Karena kenyataannya, kau dan waktumu selalu ada. Aku melihatnya dalam pertanyaan 'Kenapa?' yang muncul di layar ponselku, padahal aku sengaja tidak memberitahumu kalau aku sedang mengalami hari yang buruk. Mungkin kau tahu dari seseorang, dan untuk sejenak menyisihkan agendamu. Waktumu menjelma dalam kalimat-kalimat, "Ceritakan padaku...", "Jadi bagaimana rencanamu?, "Kau menangis?", dan "Kemarilah, jangan sendiri ketika bersedih."

Lalu ketika kita bertemu, aku masih menangis. Kau tidak mengusap air mataku, kau bahkan tidak melarangku menangis. Kau hanya meninggalkan berkas-berkasmu, duduk di sofa dan sekali lagi, mendengarkan ceritaku. Kau mengajukan pertanyaan-pertanyaan, memberikan saran-saran lalu menyuruhku makan. Kau masih menemaniku sampai aku mengantuk dan tidak lagi merasa ingin menangis.

Esoknya ketika aku menempuh perjalanan untuk membereskan masalahku, kau tidak menghujaniku dengan nasehat-nasehat penyemangat. Kau hanya memastikan apakah aku sudah sarapan, dan bertanya jam berapa aku pulang, itupun lewat layanan pesan singkat dalam interval yang panjang-panjang.

Perkara memberi waktu memang bukan lagi soal siapa menemani siapa. Kadang kita memang seperti tidak ada untuk satu sama lain. Apalagi memberikan waktu. Aku masih ingat ketika aku menolak ajakanmu karena harus menyelesaikan banyak hal sebelum deadline. Perkara memberi waktu memang bukan lagi soal siapa menemani siapa. 

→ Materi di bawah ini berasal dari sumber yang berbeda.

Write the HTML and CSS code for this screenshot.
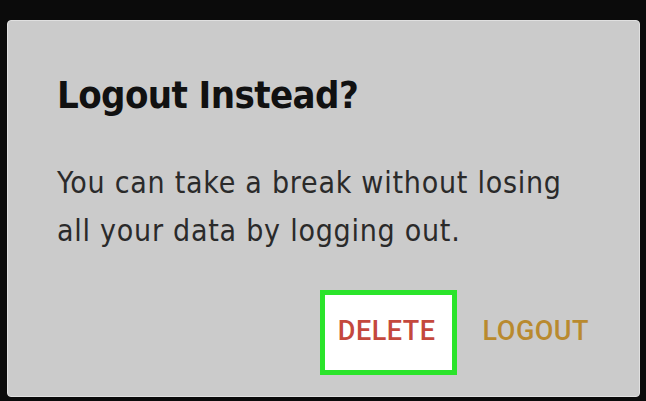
FILE: index.html
```html
<!DOCTYPE html>
<html>
<head>
    <title>Logout Instead?</title>
    <link rel="stylesheet" href="styles.css">
</head>
<body>
    <div class="dialog">
        <h1 class="dialog-title">Logout Instead?</h1>
        <p class="dialog-text">You can take a break without losing<br>all your data by logging out.</p>
        <div class="dialog-actions">
            <button class="action delete">DELETE</button>
            <button class="action logout">LOGOUT</button>
        </div>
    </div>
</body>
</html>
```

FILE: styles.css
```css
* {
    margin: 0;
    padding: 0;
    box-sizing: border-box;
}

body {
    background: #0b0b0b;
    font-family: 'DejaVu Sans Condensed', 'DejaVu Sans', sans-serif;
    font-stretch: condensed;
    padding: 20px 6px 4px 7px;
    height: 401px;
    overflow: hidden;
}

.dialog {
    width: 633px;
    height: 377px;
    background: #cbcbcb;
    border: 1px solid #e0e0e0;
    border-radius: 4px;
    padding: 51px 29px 0 49px;
}

.dialog-title {
    font-size: 38px;
    line-height: 46px;
    font-weight: 700;
    letter-spacing: -0.6px;
    color: #111;
    margin-bottom: 41px;
}

.dialog-text {
    font-size: 30px;
    line-height: 48px;
    letter-spacing: 0.75px;
    color: #2a2a2a;
    margin-top: 1px;
}

.dialog-actions {
    display: flex;
    justify-content: flex-end;
    gap: 8px;
    margin-top: 35px;
}

.action {
    font-family: Roboto, sans-serif;
    font-stretch: normal;
    font-size: 27px;
    line-height: 32px;
    font-weight: 500;
    letter-spacing: 0.5px;
    background: transparent;
    border: 5px solid transparent;
    padding: 20px 16px 23px 13px;
    cursor: pointer;
}

.action.delete {
    color: #c4483d;
    background: #fff;
    border-color: #2be42b;
}

.action.logout {
    color: #b98a2f;
}
```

Seperti ketika aku sudah sangat lelah dan mengantuk, tapi tiba-tiba ada panggilan masuk darimu. Kau meminta bantuan membereskan sesuatu. Aku mengiyakan, lalu semenit kemudian pesan-pesanmu berdatangan. Aku memaksa otakku berpikir, padahal biasanya kantuk adalah sesuatu yang tidak bisa kutolerir. Ketika semuanya selesai, kau tidak juga merasa lebih tenang, bahkan ketika aku bilang, "Don't worry, everything will be alright." Jadi aku tetap menunda waktu tidurku, mencoba menarikmu keluar dari ketakutan-ketakutanmu sendiri. Entah berapa lama kita bertukar pesan,  sepertinya sampai kantukku hilang. Akhirnya kau bilang kau ingin menangis dan aku hanya bisa berkata, "Tidak apa-apa, menangislah..."

***

Ketika waktu menjadi sesuatu yang sulit dikompromikan, aku tidak menganggapnya kehilangan. Karena ketika waktu sedang bisa diajak bekerjasama, akan selalu ada ajakan melihat sinema atau perjalanan singkat ke taman.

Pada akhirnya, kita dan perkara memberi waktu adalah tentang memberi ruang meskipun rindu dan selalu ada ketika perlu.